- Goal:
Check each line below for "image" and report how many have it, nothing else.

-- START OF Data shown --

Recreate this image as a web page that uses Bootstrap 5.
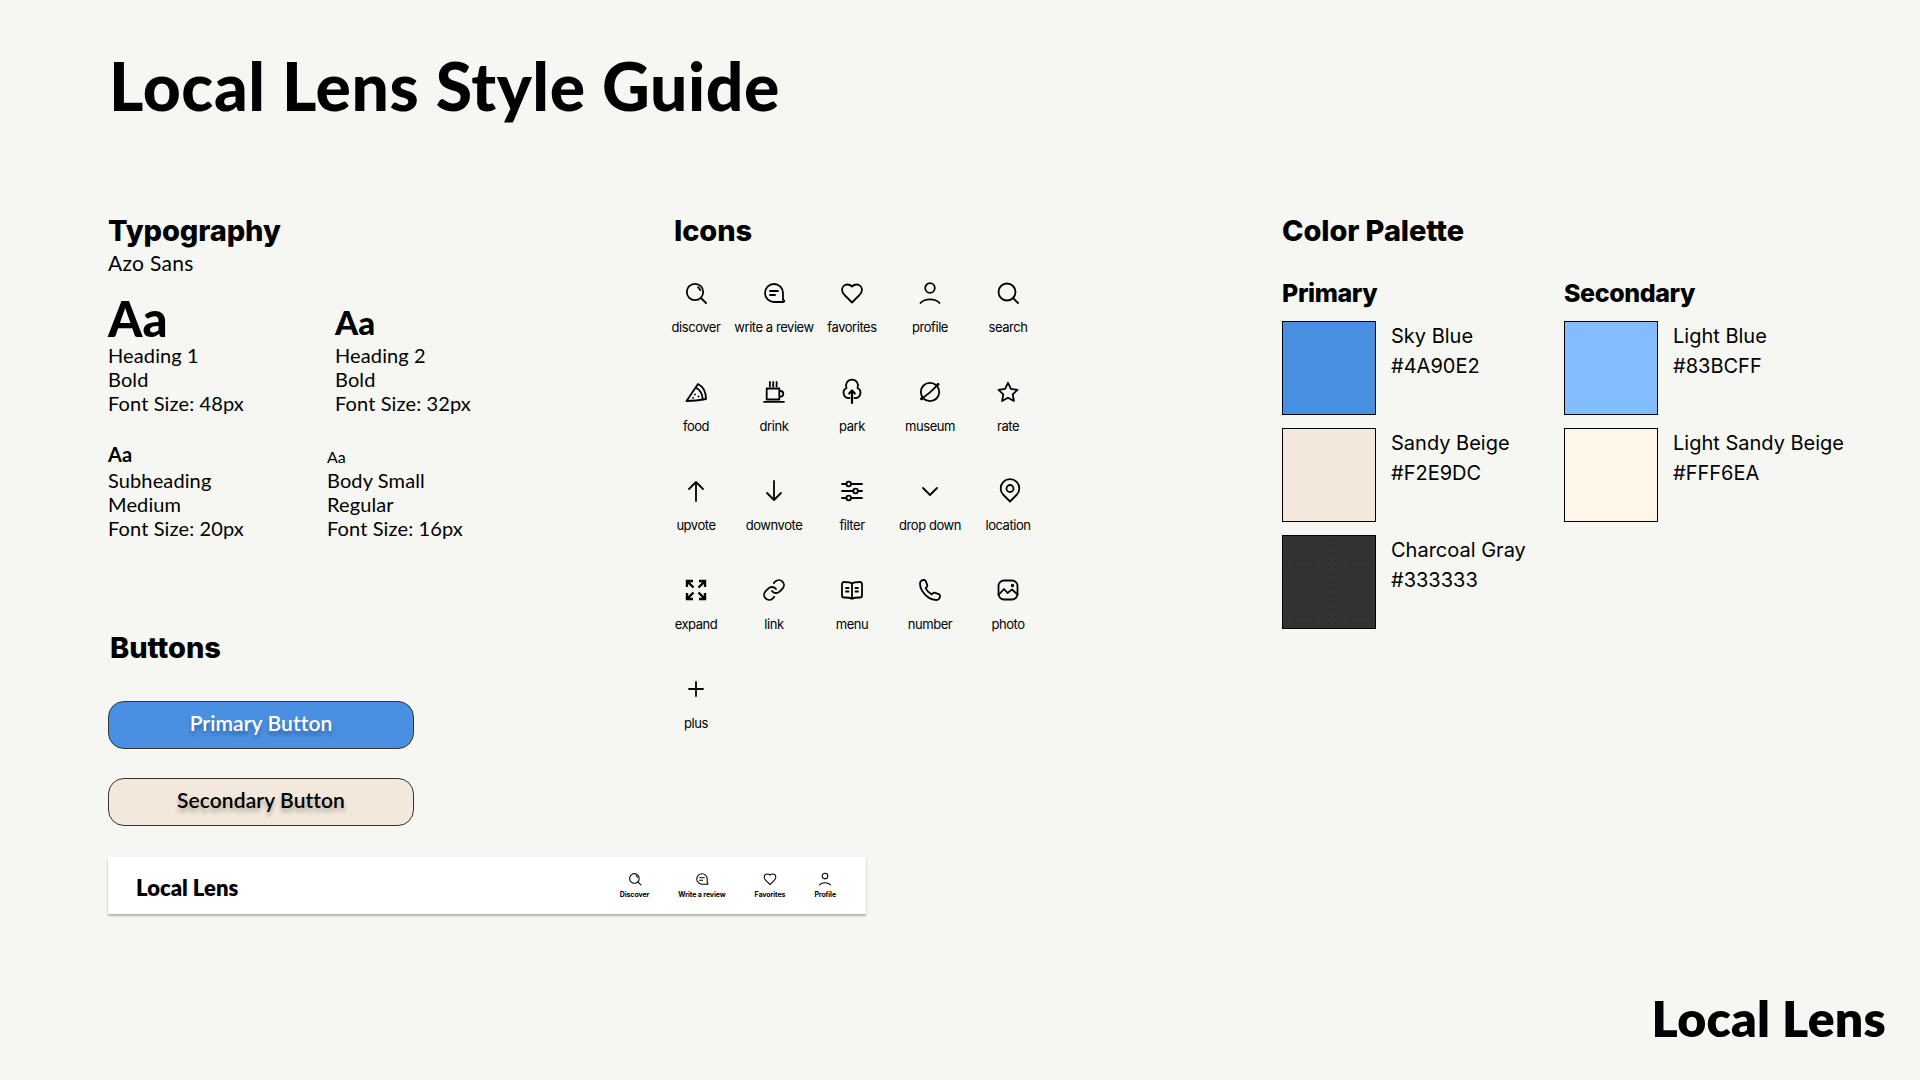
<!DOCTYPE html>
<html lang="en"><head><meta charset="utf-8"><title>Local Lens Style Guide</title>
<link href="https://cdn.jsdelivr.net/npm/bootstrap@5.3.0/dist/css/bootstrap.min.css" rel="stylesheet">
<style>
html,body{margin:0;background:#f6f7f3}
body{font-family:"Lato","Liberation Sans",sans-serif;color:#000}
.guide{height:1080px;overflow:hidden;padding:0 34px 0 108px}
.ttl{font:900 66px/80px "Lato",sans-serif;margin:46px 0 0 1px;letter-spacing:.6px}
.cols{margin-top:87px}
.col-type{width:566px}
.col-icons{width:608px}
.hd{font:800 29px/36px "Inter",sans-serif;letter-spacing:-.1px;margin:0}
.azo{font-size:21px;line-height:24px;letter-spacing:.3px;margin:2px 0 18px}
.row-a{width:227px}.row-b{width:219px}
.spec{font-size:20px;line-height:24px;letter-spacing:.12px}
.aa1{font:900 49px/50px "Lato",sans-serif}
.aa2{font:900 33px/42px "Lato",sans-serif}
.aa3{font:700 20px/27px "Lato",sans-serif}
.aa4{font:400 16px/23px "Lato",sans-serif}
.typ2{margin-top:26px}
.btn-hd{margin:90px 0 0 2px}
.gbtn{width:306px;height:48px;border-radius:16px;border:1px solid #333;font:600 21px/1 "Lato",sans-serif;letter-spacing:.1px;text-shadow:0 4px 4px rgba(0,0,0,.3);display:flex;align-items:center;justify-content:center;padding:0 0 5px}
.gb1{background:#4a90e2;color:#fff;margin-top:35px}
.gb2{background:#f2e9dc;color:#000;margin-top:29px}
.gb1:hover{background:#4a90e2;color:#fff}.gb2:hover{background:#f2e9dc;color:#000}
.gnav{width:758px;height:57px;background:#fff;box-shadow:0 2px 2px rgba(0,0,0,.28);margin-top:31px;padding:0 30px 0 28px}
.gbrand{font:800 22px/1 "Lato",sans-serif;color:#000;padding-top:5px}
.nitems{gap:29px;padding-bottom:1px}
.nitem{display:flex;flex-direction:column;align-items:center;font:700 7px/9px "Inter",sans-serif;letter-spacing:-.1px;color:#000;white-space:nowrap}
.nitem svg{width:14px;height:14px;margin-bottom:4px}
.igrid{display:grid;grid-template-columns:repeat(5,78px);grid-auto-rows:99px;margin:32px 0 0 -17px}
.icell{display:flex;flex-direction:column;align-items:center;font:400 13px/16px "Inter",sans-serif;letter-spacing:-.45px;white-space:nowrap}
.icell svg{width:24px;height:24px;margin-bottom:14px;overflow:visible}
.ic{fill:none;stroke:#000;stroke-width:1.8;stroke-linecap:round;stroke-linejoin:round}
.pal-hd{font:800 25px/32px "Inter",sans-serif;letter-spacing:-.4px;margin:28px 0 12px}
.pcol1{width:282px}
.sw{width:94px;height:94px;border:1px solid #000;flex:none}
.sw-row{height:107px;gap:15px;font:400 20px/30px "Inter",sans-serif;white-space:nowrap}
.dots{background-color:#333;background-image:radial-gradient(circle,#222 .7px,transparent 1px);background-size:7px 7px}
.foot{font:800 50px/60px "Lato",sans-serif;letter-spacing:.2px;position:absolute;right:34px;top:988px}
</style></head><body>
<svg width="0" height="0" class="position-absolute"><defs>
<symbol id="i-discover" viewBox="0 0 24 24"><circle cx="11" cy="11" r="8.2"/><path d="M17 17l5 5M14 6.2a5.5 5.5 0 0 1 2.2 3"/></symbol>
<symbol id="i-search" viewBox="0 0 24 24"><circle cx="11" cy="11" r="8.5"/><path d="M17 17l5 5"/></symbol>
<symbol id="i-review" viewBox="0 0 24 24"><path d="M12 3a9 9 0 1 0 0 18h9.500a1 1 0 0 0-.5-2v-7a9 9 0 0 0-9-9z"/><path d="M8 10h8M8 14h5"/></symbol>
<symbol id="i-heart" viewBox="0 0 24 24"><path d="M19.500 14c1.400-1.500 2.500-3.200 2.500-5.500A5.500 5.500 0 0 0 16.500 3.500c-1.800 0-3 .5-4.500 2-1.500-1.500-2.700-2-4.500-2A5.500 5.500 0 0 0 2 8.500c0 2.300 1.100 4 2.500 5.500l7.500 7.500z"/></symbol>
<symbol id="i-profile" viewBox="0 0 24 24"><circle cx="12" cy="7" r="4.800"/><path d="M2.500 22c2.500-2.600 5.800-3.600 9.500-3.600s7 1 9.500 3.600"/></symbol>
<symbol id="i-food" viewBox="0 0 24 24"><path d="M2.500 21L14 4c5 2.500 8 8.500 8 15-6 1.200-13 2-19.500 2z"/><path d="M12.500 8c3.500 2 6 6.500 6.300 11.500"/><path d="M11 14.500h.01M14.500 16.500h.01M9 18h.01"/></symbol>
<symbol id="i-drink" viewBox="0 0 24 24"><path d="M4.700 8.500h12.600v11H4.700zM17.300 11h1.200a2.800 2.800 0 0 1 0 5.600h-1.200M2 21.800h20"/><path d="M8 6.500c-1-1.300.8-2.600-.2-4.500M11.300 6.500c-1-1.300.8-2.600-.2-4.500M14.700 6.500c-1-1.300.8-2.600-.2-4.500"/></symbol>
<symbol id="i-park" viewBox="0 0 24 24" overflow="visible"><path stroke-width="2.200" d="M12 23V10.500M9.200 13.500l2.800-3 2.800 3"/><path d="M9.500 18A5.300 5.300 0 0 1 6.500 8 6 6 0 1 1 17.500 8 5.300 5.300 0 0 1 14.500 18"/></symbol>
<symbol id="i-museum" viewBox="0 0 24 24"><circle cx="12" cy="12" r="9.200"/><path d="M3.500 18.500C8 16 16 9.500 20 4"/><circle cx="20" cy="4.500" r=".6"/><circle cx="3.600" cy="18.800" r=".6"/></symbol>
<symbol id="i-star" viewBox="0 0 24 24"><path d="M12 2.800l2.900 6.100 6.600.9-4.800 4.600 1.200 6.600-5.900-3.200L6.100 21l1.200-6.600L2.500 9.800l6.600-.9z"/></symbol>
<symbol id="i-up" viewBox="0 0 24 24"><path d="M12 22V3M5 10l7-7 7 7"/></symbol>
<symbol id="i-down" viewBox="0 0 24 24"><path d="M12 2v19M5 14l7 7 7-7"/></symbol>
<symbol id="i-filter" viewBox="0 0 24 24"><path d="M2 5h4.500M11 5h11M2 12h11M18 12h4M2 19h4.500M11 19h11"/><circle cx="8.700" cy="5" r="2.300"/><circle cx="15.600" cy="12" r="2.300"/><circle cx="8.700" cy="19" r="2.300"/></symbol>
<symbol id="i-chev" viewBox="0 0 24 24"><path d="M5 9l7 7 7-7"/></symbol>
<symbol id="i-pin" viewBox="-2 0 24 24" overflow="visible"><path d="M12 22.500L5.500 16a9.300 9.300 0 1 1 13 0z"/><circle cx="12" cy="9.500" r="3.500"/></symbol>
<symbol id="i-expand" viewBox="0 0 24 24"><g stroke-width="2.400" stroke-linecap="butt" stroke-linejoin="miter"><path d="M3 9V3h6M3.500 3.500L9.500 9.500M21 9V3h-6M20.500 3.500L14.500 9.500M3 15v6h6M3.500 20.500L9.500 14.500M21 15v6h-6M20.500 20.500L14.500 14.500"/></g></symbol>
<symbol id="i-link" viewBox="0 0 24 24"><path d="M10 13a5 5 0 0 0 7.540.54l3-3a5 5 0 0 0-7.070-7.070l-1.720 1.710"/><path d="M14 11a5 5 0 0 0-7.540-.54l-3 3a5 5 0 0 0 7.070 7.070l1.710-1.710"/></symbol>
<symbol id="i-menu" viewBox="0 0 24 24"><path d="M12 5.500C10.200 4 8 4 4 4a2 2 0 0 0-2 2v11.500a2 2 0 0 0 2 2c3.500 0 6 0 8 1.300 2-1.300 4.500-1.300 8-1.300a2 2 0 0 0 2-2V6a2 2 0 0 0-2-2c-4 0-6.200 0-8 1.500zM12 5.500v15.300"/><path d="M6 10h2.500M6 13.500h2.500M15.500 10H18M15.500 13.500H18"/></symbol>
<symbol id="i-phone" viewBox="0 0 24 24"><path d="M22 18.500c0 1.500-1.500 3.500-3.500 3.500C10 22 2 13 2 5.500 2 3.500 3.700 2 5.500 2h.5c.8 0 1.500.5 1.800 1.200l1.400 3.600c.3.800.1 1.500-.4 2.100L7.600 10.200c1.300 2.800 3.400 4.900 6.200 6.200l1.300-1.200c.6-.5 1.400-.7 2.100-.4l3.600 1.400c.7.300 1.200 1 1.200 1.800z"/></symbol>
<symbol id="i-photo" viewBox="0 0 24 24"><rect x="2.500" y="2.500" width="19" height="19" rx="5.500"/><path d="M2.500 17l5.500-6 3.500 4 4.500-3.500 5.500 5"/><circle cx="16.500" cy="7.500" r=".8"/></symbol>
<symbol id="i-plus" viewBox="0 0 24 24"><path d="M12 5v14M5 12h14"/></symbol>
</defs></svg>
<main class="guide position-relative">
<h1 class="ttl">Local Lens Style Guide</h1>
<div class="cols d-flex">
<section class="col-type">
<h2 class="hd">Typography</h2>
<div class="azo">Azo Sans</div>
<div class="d-flex align-items-end">
<div class="row-a"><div class="aa1">Aa</div><div class="spec">Heading 1<br>Bold<br>Font Size: 48px</div></div>
<div><div class="aa2">Aa</div><div class="spec">Heading 2<br>Bold<br>Font Size: 32px</div></div>
</div>
<div class="d-flex align-items-end typ2">
<div class="row-b"><div class="aa3">Aa</div><div class="spec">Subheading<br>Medium<br>Font Size: 20px</div></div>
<div><div class="aa4">Aa</div><div class="spec">Body Small<br>Regular<br>Font Size: 16px</div></div>
</div>
<h2 class="hd btn-hd">Buttons</h2>
<button class="btn gbtn gb1">Primary Button</button>
<button class="btn gbtn gb2">Secondary Button</button>
<nav class="navbar gnav flex-nowrap">
<span class="gbrand">Local Lens</span>
<div class="d-flex nitems">
<div class="nitem"><svg class="ic"><use href="#i-discover"/></svg>Discover</div>
<div class="nitem"><svg class="ic"><use href="#i-review"/></svg>Write a review</div>
<div class="nitem"><svg class="ic"><use href="#i-heart"/></svg>Favorites</div>
<div class="nitem"><svg class="ic"><use href="#i-profile"/></svg>Profile</div>
</div>
</nav>
</section>
<section class="col-icons">
<h2 class="hd">Icons</h2>
<div class="igrid">
<div class="icell"><svg class="ic"><use href="#i-discover"/></svg>discover</div>
<div class="icell"><svg class="ic"><use href="#i-review"/></svg>write a review</div>
<div class="icell"><svg class="ic"><use href="#i-heart"/></svg>favorites</div>
<div class="icell"><svg class="ic"><use href="#i-profile"/></svg>profile</div>
<div class="icell"><svg class="ic"><use href="#i-search"/></svg>search</div>
<div class="icell"><svg class="ic"><use href="#i-food"/></svg>food</div>
<div class="icell"><svg class="ic"><use href="#i-drink"/></svg>drink</div>
<div class="icell"><svg class="ic"><use href="#i-park"/></svg>park</div>
<div class="icell"><svg class="ic"><use href="#i-museum"/></svg>museum</div>
<div class="icell"><svg class="ic"><use href="#i-star"/></svg>rate</div>
<div class="icell"><svg class="ic"><use href="#i-up"/></svg>upvote</div>
<div class="icell"><svg class="ic"><use href="#i-down"/></svg>downvote</div>
<div class="icell"><svg class="ic"><use href="#i-filter"/></svg>filter</div>
<div class="icell"><svg class="ic"><use href="#i-chev"/></svg>drop down</div>
<div class="icell"><svg class="ic"><use href="#i-pin"/></svg>location</div>
<div class="icell"><svg class="ic"><use href="#i-expand"/></svg>expand</div>
<div class="icell"><svg class="ic"><use href="#i-link"/></svg>link</div>
<div class="icell"><svg class="ic"><use href="#i-menu"/></svg>menu</div>
<div class="icell"><svg class="ic"><use href="#i-phone"/></svg>number</div>
<div class="icell"><svg class="ic"><use href="#i-photo"/></svg>photo</div>
<div class="icell"><svg class="ic"><use href="#i-plus"/></svg>plus</div>
</div>
</section>
<section>
<h2 class="hd">Color Palette</h2>
<div class="d-flex">
<div class="pcol1">
<h3 class="pal-hd">Primary</h3>
<div class="d-flex sw-row"><div class="sw" style="background:#4a90e2"></div><div>Sky Blue<br>#4A90E2</div></div>
<div class="d-flex sw-row"><div class="sw" style="background:#f2e9dc"></div><div>Sandy Beige<br>#F2E9DC</div></div>
<div class="d-flex sw-row"><div class="sw dots"></div><div>Charcoal Gray<br>#333333</div></div>
</div>
<div>
<h3 class="pal-hd">Secondary</h3>
<div class="d-flex sw-row"><div class="sw" style="background:#83bcff"></div><div>Light Blue<br>#83BCFF</div></div>
<div class="d-flex sw-row"><div class="sw" style="background:#fff6ea"></div><div>Light Sandy Beige<br>#FFF6EA</div></div>
</div>
</div>
</section>
</div>
<div class="foot">Local Lens</div>
</main>
</body></html>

-- END OF Data shown --

- The completed task:
2